▸ EXERCISE DIRECTIONS
Scan the data for "Tailwind" and copy the lines it appears in.

▸ DATA SECTION
☆ ☆ ☆ ☆ ☆

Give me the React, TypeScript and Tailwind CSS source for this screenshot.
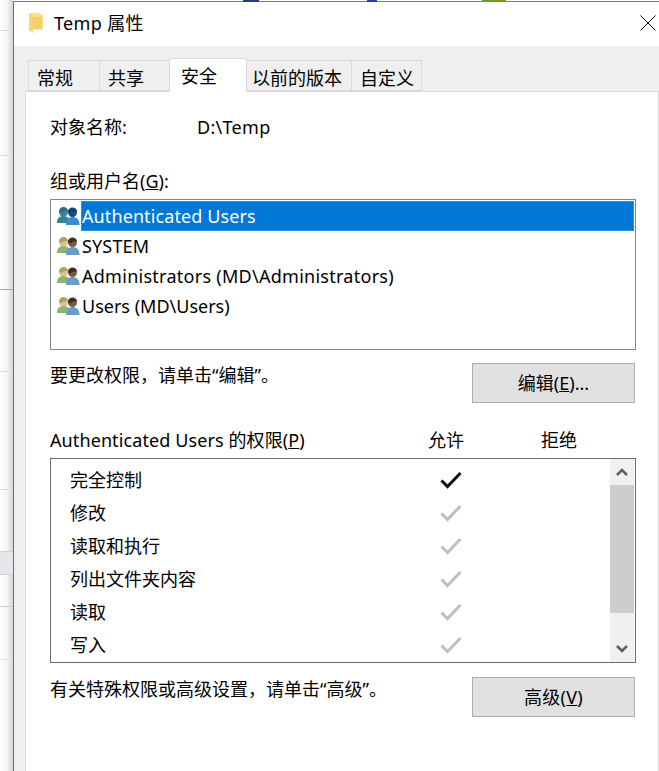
const sans = "font-['Noto_Sans','Noto_Sans_CJK_SC',sans-serif]";

function Folder() {
  return (
    <svg width="15" height="20" viewBox="0 0 15 20">
      <path d="M2 0h8l4 2v15H2z" fill="#fbe08e" />
      <path d="M0 0l4 1v19l-3-2H0z" fill="#f6d672" />
      <path d="M4 4h9v12H4z" fill="#f4cf66" />
      <path d="M4 16h10v1H4z" fill="#fdeeb8" />
    </svg>
  );
}

function Users({ blue }: { blue?: boolean }) {
  const leftHead = blue ? "#3f8198" : "#d8c48e";
  const leftHair = blue ? "#2d6f86" : "#b49f5c";
  const leftBody = blue ? "#2f8598" : "#8db56b";
  const rightHead = blue ? "#1c4e80" : "#7a5a40";
  const rightHair = blue ? "#163e68" : "#3e2e24";
  const rightBody = blue ? "#3d8bd0" : "#6b9bcb";
  return (
    <svg width="23" height="20" viewBox="0 0 23 20">
      <circle cx="6.500" cy="6" r="4.500" fill={leftHead} />
      <path d="M2 6a4.500 4.500 0 0 1 9-1c-3 0-5 0-6 2z" fill={leftHair} />
      <path d="M0 16c0-4 3-6 6.500-6s6.500 2 6.500 6v1H0z" fill={leftBody} />
      <circle cx="15.500" cy="6.500" r="4.500" fill={rightHead} />
      <path d="M11 6.500a4.500 4.500 0 0 1 9-1c-3 0-5 0-6 2z" fill={rightHair} />
      <path d="M9 18c0-4.500 3-7 6.500-7s7 2.500 7 7v1H9z" fill={rightBody} />
    </svg>
  );
}

function Check({ on }: { on?: boolean }) {
  return (
    <svg className="-mt-[2px]" width="22" height="18" viewBox="0 0 22 18" fill="none">
      <path d="M1.500 9.500l6 6L20.500 2" stroke={on ? "#111111" : "#bfbfbf"} strokeWidth="3" />
    </svg>
  );
}

function Btn({ children }: { children: React.ReactNode }) {
  return (
    <button className="flex h-[40px] w-[163px] shrink-0 items-center justify-center border border-[#adadad] bg-[#e1e1e1] text-[18px] text-black">
      {children}
    </button>
  );
}

function Tab({ label, active, w }: { label: string; active?: boolean; w: string }) {
  return active ? (
    <div className={`relative z-10 -mb-px -ml-px flex h-[34px] items-center border border-b-0 border-[#d9d9d9] bg-white pt-[2px] text-[18px] ${w}`}>
      {label}
    </div>
  ) : (
    <div className={`flex h-[31px] items-center border border-[#d9d9d9] pt-[6px] text-[18px] ${w}`}>
      {label}
    </div>
  );
}

const rows = ["完全控制", "修改", "读取和执行", "列出文件夹内容", "读取", "写入"];
const lines = [
  { h: 31, c: "border-[#dcdcdc]" },
  { h: 125, c: "border-[#dcdcdc]" },
  { h: 134, c: "border-[#a8a8a8]" },
  { h: 82, c: "border-[#dcdcdc]" },
  { h: 118, c: "border-[#dcdcdc]" },
  { h: 62, c: "border-[#d4d4d4]" },
  { h: 23, c: "border-[#d4d4d4] bg-[#e6e6ea]" },
  { h: 32, c: "border-[#c8ccd0]" },
  { h: 53, c: "border-[#e0e0e0]" },
];

export default function App() {
  return (
    <div className={`relative flex h-[771px] w-[659px] overflow-hidden bg-white text-black ${sans}`}>
      <span className="absolute top-0 left-[243px] z-20 h-[2px] w-[16px] bg-[#2a3a7a]" />
      <span className="absolute top-0 left-[367px] z-20 h-[2px] w-[10px] bg-[#2a35c8]" />
      <span className="absolute top-0 left-[482px] z-20 h-[2px] w-[24px] bg-[#6f9e10]" />
      <div className="w-[13px] shrink-0 bg-gradient-to-r from-white via-[#f6f6f6] to-[#d6d6d6]">
        {lines.map((l, i) => (
          <div key={i} style={{ height: l.h }} className={`border-b ${l.c}`} />
        ))}
      </div>
      <div className="mt-px flex w-[646px] flex-col border-t border-l border-t-[#7a7a7a] border-l-[#6e6e6e]">
        <div className="flex h-[44px] shrink-0 items-center bg-white pr-[3px] pb-[2px] pl-[15px]">
          <Folder />
          <span className="ml-[10px] text-[18px] tracking-[0.35px]">Temp 属性</span>
          <svg className="ml-auto" width="16" height="16" viewBox="0 0 16 16">
            <path d="M0.500 0.500l15 15M15.500 0.500l-15 15" stroke="#111" strokeWidth="1" />
          </svg>
        </div>
        <div className="flex flex-1 flex-col bg-[#efefef] pt-[11px] pl-[11px]">
          <div className="flex h-[34px] items-end pl-[3px]">
            <Tab label="常规" w="w-[72px] pl-[8px]" />
            <Tab label="共享" w="-ml-px w-[71px] pl-[8px]" />
            <Tab label="安全" active w="w-[78px] pl-[11px]" />
            <Tab label="以前的版本" w="-ml-px w-[106px] pl-[5px]" />
            <Tab label="自定义" w="-ml-px w-[71px] pl-[8px]" />
          </div>
          <div className="flex flex-1 flex-col border-t border-r border-l border-[#d9d9d9] bg-white pr-[22px] pl-[24px]">
            <div className="mt-[23px] flex h-[24px] items-center text-[18px]">
              <span className="w-[147px]">对象名称:</span>
              <span className="tracking-[0.3px]">D:\Temp</span>
            </div>
            <div className="mt-[30px] flex h-[24px] items-center text-[18px]">
              组或用户名(<span className="underline">G</span>):
            </div>
            <div className="mt-[6px] h-[151px] border border-[#828790] pt-px pr-px pl-[6px]">
              <div className="flex h-[30px] items-center">
                <Users blue />
                <span className="ml-[1px] flex h-[30px] flex-1 items-center border border-dotted border-[#e08a2a] bg-[#0078d7] text-[18px] tracking-[0.1px] text-white">
                  Authenticated Users
                </span>
              </div>
              <div className="flex h-[30px] items-center">
                <Users />
                <span className="ml-[2px] text-[18px] tracking-[0.15px]">SYSTEM</span>
              </div>
              <div className="flex h-[30px] items-center">
                <Users />
                <span className="ml-[2px] text-[18px] tracking-[0.27px]">Administrators (MD\Administrators)</span>
              </div>
              <div className="flex h-[30px] items-center">
                <Users />
                <span className="ml-[2px] text-[18px]">Users (MD\Users)</span>
              </div>
            </div>
            <div className="mt-[13px] flex items-start justify-between pr-px">
              <span className="text-[18px] leading-[25px]">要更改权限，请单击“编辑”。</span>
              <Btn>
                编辑(<span className="underline">E</span>)...
              </Btn>
            </div>
            <div className="mt-[24px] flex h-[26px] items-center text-[18px]">
              <span className="w-[378px] tracking-[0.1px]">
                Authenticated Users 的权限(<span className="underline">P</span>)
              </span>
              <span className="w-[113px]">允许</span>
              <span>拒绝</span>
            </div>
            <div className="mt-[5px] flex h-[205px] border border-[#6b6b6b]">
              <div className="flex flex-1 flex-col pt-[5px] pl-[19px]">
                {rows.map((r, i) => (
                  <div key={r} className="flex h-[33.4px] items-center text-[18px]">
                    <span className="w-[370px]">{r}</span>
                    <Check on={i === 0} />
                  </div>
                ))}
              </div>
              <div className="mr-[1px] flex w-[24px] flex-col bg-[#f0f0f0]">
                <div className="flex h-[26px] items-center justify-center">
                  <svg width="12" height="8" viewBox="0 0 12 8">
                    <path d="M1 7l5-5 5 5" fill="none" stroke="#606060" strokeWidth="2.600" />
                  </svg>
                </div>
                <div className="h-[128px] bg-[#cdcdcd]" />
                <div className="flex flex-1 items-center justify-center pt-[23px]">
                  <svg width="12" height="8" viewBox="0 0 12 8">
                    <path d="M1 1l5 5 5-5" fill="none" stroke="#606060" strokeWidth="2.600" />
                  </svg>
                </div>
              </div>
            </div>
            <div className="mt-[14px] flex items-start justify-between pr-px">
              <span className="text-[18px] leading-[25px]">有关特殊权限或高级设置，请单击“高级”。</span>
              <Btn>
                <span className="tracking-[0.3px]">
                  高级(<span className="underline">V</span>)
                </span>
              </Btn>
            </div>
          </div>
        </div>
      </div>
    </div>
  );
}
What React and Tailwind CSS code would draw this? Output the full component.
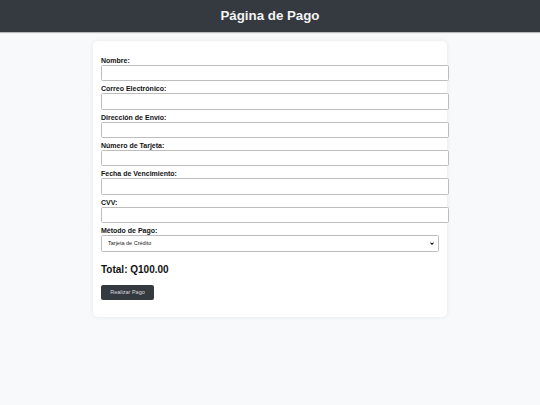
import React from "react";

const fields = [
  "Nombre:",
  "Correo Electrónico:",
  "Dirección de Envío:",
  "Número de Tarjeta:",
  "Fecha de Vencimiento:",
  "CVV:",
];

export default function App() {
  return (
    <div className="min-h-[405px] bg-[#f8f9fa] font-['Liberation_Sans',Arial,sans-serif] text-[#222]">
      <header className="h-[32px] bg-[#343a40] flex items-center justify-center shadow-[0_1px_1px_rgba(0,0,0,0.25)]">
        <h1 className="text-[13.3px] font-bold text-[#f4f4f4] leading-none">Página de Pago</h1>
      </header>
      <main className="flex justify-center pt-[9px]">
        <div className="w-[354px] bg-white rounded-[5px] shadow-[0_0_5px_rgba(0,0,0,0.08)] px-[8px] pt-[16px] pb-[17px]">
          <form className="flex flex-col">
            {fields.map((f) => (
              <div key={f} className="flex flex-col mb-[4px]">
                <label className="block text-[7px] leading-[8px] font-bold text-[#111]">{f}</label>
                <input
                  type="text"
                  className="w-[348px] h-[16.33px] border border-[#bdbdbd] rounded-[1.5px] bg-white outline-none"
                />
              </div>
            ))}
            <div className="flex flex-col">
              <label className="block text-[7px] leading-[8px] font-bold text-[#111]">Método de Pago:</label>
              <div className="relative w-[338px] h-[17px] border border-[#bdbdbd] rounded-[1.5px] bg-white flex items-center">
                <span className="pl-[6px] text-[5.5px] text-[#222]">Tarjeta de Crédito</span>
                <svg className="absolute right-[4px] top-[6.5px]" width="4" height="3" viewBox="0 0 4 3">
                  <path d="M0.5 0.6 L2 2.3 L3.5 0.6" fill="none" stroke="#222" strokeWidth="1.1" />
                </svg>
              </div>
            </div>
            <div className="mt-[12.5px] text-[10px] leading-[11.5px] font-bold text-[#111]">Total: Q100.00</div>
            <div className="mt-[9px]">
              <button
                type="button"
                className="h-[15px] w-[53px] bg-[#343a40] rounded-[2px] text-[5.5px] text-[#d8d8d8] flex items-center justify-center"
              >
                Realizar Pago
              </button>
            </div>
          </form>
        </div>
      </main>
    </div>
  );
}
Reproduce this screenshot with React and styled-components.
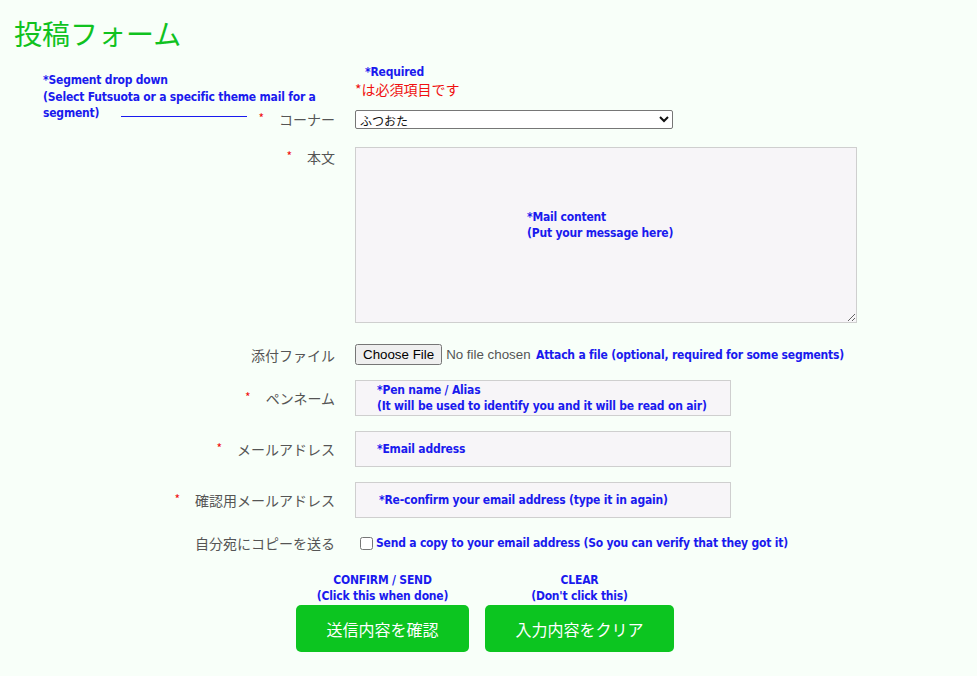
import React from 'react';
import styled, { createGlobalStyle } from 'styled-components';

const GlobalStyle = createGlobalStyle`
  html, body {
    margin: 0;
    background: #f8fff9;
  }
  body {
    font-family: "Noto Sans CJK JP", "Liberation Sans", sans-serif;
    color: #555;
  }
`;

const App = () => {
  return (
    <Page>
      <GlobalStyle />
      <Title>投稿フォーム</Title>

      <Form onSubmit={(e) => e.preventDefault()}>
        <SideNote>
          <NoteLine>*Segment drop down</NoteLine>
          <NoteLine>(Select Futsuota or a specific theme mail for a</NoteLine>
          <NoteLine>
            segment)
            <Leader />
          </NoteLine>
        </SideNote>

        <Row $mt={12}>
          <span />
          <Field>
            <Hint $indent={10}>*Required</Hint>
            <RequiredNote>*は必須項目です</RequiredNote>
          </Field>
        </Row>

        <Row $mt={11}>
          <Label required>コーナー</Label>
          <Field>
            <Select defaultValue="futsuota">
              <option value="futsuota">ふつおた</option>
            </Select>
          </Field>
        </Row>

        <Row $mt={18} $top>
          <Label required>本文</Label>
          <Field>
            <Box>
              <Textarea />
              <Overlay $left={172} $top={62}>
                *Mail content
                <br />
                (Put your message here)
              </Overlay>
            </Box>
          </Field>
        </Row>

        <Row $mt={21}>
          <Label>添付ファイル</Label>
          <Field $inline>
            <FileInput type="file" />
            <Hint>Attach a file (optional, required for some segments)</Hint>
          </Field>
        </Row>

        <Row $mt={15}>
          <Label required>ペンネーム</Label>
          <Field>
            <Box>
              <TextInput type="text" />
              <Overlay $left={22} $center>
                *Pen name / Alias
                <br />
                (It will be used to identify you and it will be read on air)
              </Overlay>
            </Box>
          </Field>
        </Row>

        <Row $mt={15}>
          <Label required>メールアドレス</Label>
          <Field>
            <Box>
              <TextInput type="email" />
              <Overlay $left={22} $center>
                *Email address
              </Overlay>
            </Box>
          </Field>
        </Row>

        <Row $mt={15}>
          <Label required>確認用メールアドレス</Label>
          <Field>
            <Box>
              <TextInput type="email" />
              <Overlay $left={24} $center>
                *Re-confirm your email address (type it in again)
              </Overlay>
            </Box>
          </Field>
        </Row>

        <Row $mt={15}>
          <Label>自分宛にコピーを送る</Label>
          <Field $inline>
            <Checkbox type="checkbox" id="copy" />
            <Hint as="label" htmlFor="copy">
              Send a copy to your email address (So you can verify that they
              got it)
            </Hint>
          </Field>
        </Row>

        <Buttons>
          <ButtonCol>
            <Hint $center>
              CONFIRM / SEND
              <br />
              (Click this when done)
            </Hint>
            <Button type="submit" $w={173}>
              送信内容を確認
            </Button>
          </ButtonCol>
          <ButtonCol>
            <Hint $center>
              CLEAR
              <br />
              (Don't click this)
            </Hint>
            <Button type="reset" $w={189}>
              入力内容をクリア
            </Button>
          </ButtonCol>
        </Buttons>
      </Form>
    </Page>
  );
};

const Label = ({ required, children }) => (
  <LabelCell>
    {required && <Star>*</Star>}
    {children}
  </LabelCell>
);

// Styled components
const Page = styled.div`
  width: 977px;
  min-height: 676px;
  padding-top: 14px;
  box-sizing: border-box;
`;

const Title = styled.h1`
  margin: 0 0 0 14px;
  height: 38px;
  font-size: 28px;
  font-weight: normal;
  line-height: 38px;
  color: #10c21f;
`;

const Form = styled.form`
  position: relative;
  display: flex;
  flex-direction: column;
`;

const Row = styled.div`
  display: grid;
  grid-template-columns: 335px 1fr;
  column-gap: 20px;
  align-items: ${(p) => (p.$top ? 'start' : 'center')};
  margin-top: ${(p) => p.$mt}px;
`;

const LabelCell = styled.div`
  display: flex;
  justify-content: flex-end;
  align-items: center;
  height: 20px;
  font-size: 14px;
  line-height: 20px;
  color: #555;
`;

const Star = styled.span`
  color: #f01010;
  font-size: 12px;
  line-height: 1;
  margin: 0 15px 3px 0;
`;

const Field = styled.div`
  display: ${(p) => (p.$inline ? 'flex' : 'block')};
  align-items: center;
`;

const narrow = `
  font-family: "DejaVu Sans Condensed", "DejaVu Sans", sans-serif;
  font-stretch: condensed;
  font-weight: bold;
  font-size: 12px;
  letter-spacing: -0.2px;
  color: #1a1aee;
`;

const Hint = styled.span`
  ${narrow}
  display: block;
  flex-shrink: 0;
  padding-left: ${(p) => p.$indent || 0}px;
  text-align: ${(p) => (p.$center ? 'center' : 'left')};
  line-height: 16px;
`;

const RequiredNote = styled.div`
  height: 18px;
  font-size: 14px;
  line-height: 18px;
  color: #f01010;
`;

const SideNote = styled.div`
  ${narrow}
  position: absolute;
  left: 43px;
  top: 20px;
  display: flex;
  flex-direction: column;
  align-items: flex-start;
  line-height: 16.5px;
`;

const NoteLine = styled.span`
  display: block;
  white-space: nowrap;
`;

const Leader = styled.span`
  display: inline-block;
  width: 126px;
  margin-left: 22px;
  border-bottom: 1px solid #1a1aee;
`;

const Select = styled.select`
  display: block;
  width: 318px;
  height: 19px;
  padding: 0;
  font-family: "Noto Sans CJK JP", sans-serif;
  font-size: 12px;
  color: #111;
  background: #fff;
  border: 1px solid #767676;
  border-radius: 2px;
`;

const Box = styled.div`
  position: relative;
  display: inline-block;
  vertical-align: top;
`;

const Textarea = styled.textarea`
  display: block;
  width: 502px;
  height: 176px;
  box-sizing: border-box;
  margin: 0;
  background: #f7f5f8;
  border: 1px solid #cfcfcf;
`;

const TextInput = styled.input`
  display: block;
  width: 376px;
  height: 36px;
  box-sizing: border-box;
  margin: 0;
  background: #f7f5f8;
  border: 1px solid #cfcfcf;
`;

const Overlay = styled.div`
  ${narrow}
  position: absolute;
  left: ${(p) => p.$left}px;
  top: ${(p) => (p.$center ? '0' : `${p.$top}px`)};
  bottom: ${(p) => (p.$center ? '0' : 'auto')};
  display: flex;
  flex-direction: column;
  justify-content: center;
  white-space: nowrap;
  pointer-events: none;
  line-height: 16px;
`;

const FileInput = styled.input`
  width: 176px;
  height: 21px;
  margin: 0 5px 0 0;
  font-family: "Liberation Sans", sans-serif;
  font-size: 13.333px;
  color: #555;
`;

const Checkbox = styled.input`
  margin: 0 3px 0 5px;
  width: 13px;
  height: 13px;
`;

const Buttons = styled.div`
  display: flex;
  gap: 16px;
  margin: 19px 0 0 296px;
`;

const ButtonCol = styled.div`
  display: flex;
  flex-direction: column;
  align-items: center;
  gap: 1px;
`;

const Button = styled.button`
  width: ${(p) => p.$w}px;
  height: 47px;
  border: none;
  border-radius: 5px;
  background: #0cc520;
  color: #fff;
  font-family: "Noto Sans CJK JP", sans-serif;
  font-size: 16px;
  cursor: pointer;
`;

export default App;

☆ ☆ ☆ ☆ ☆

▸ EXERCISE RESULT
Give me the React, TypeScript and Tailwind CSS source for this screenshot.
What React and Tailwind CSS code would draw this? Output the full component.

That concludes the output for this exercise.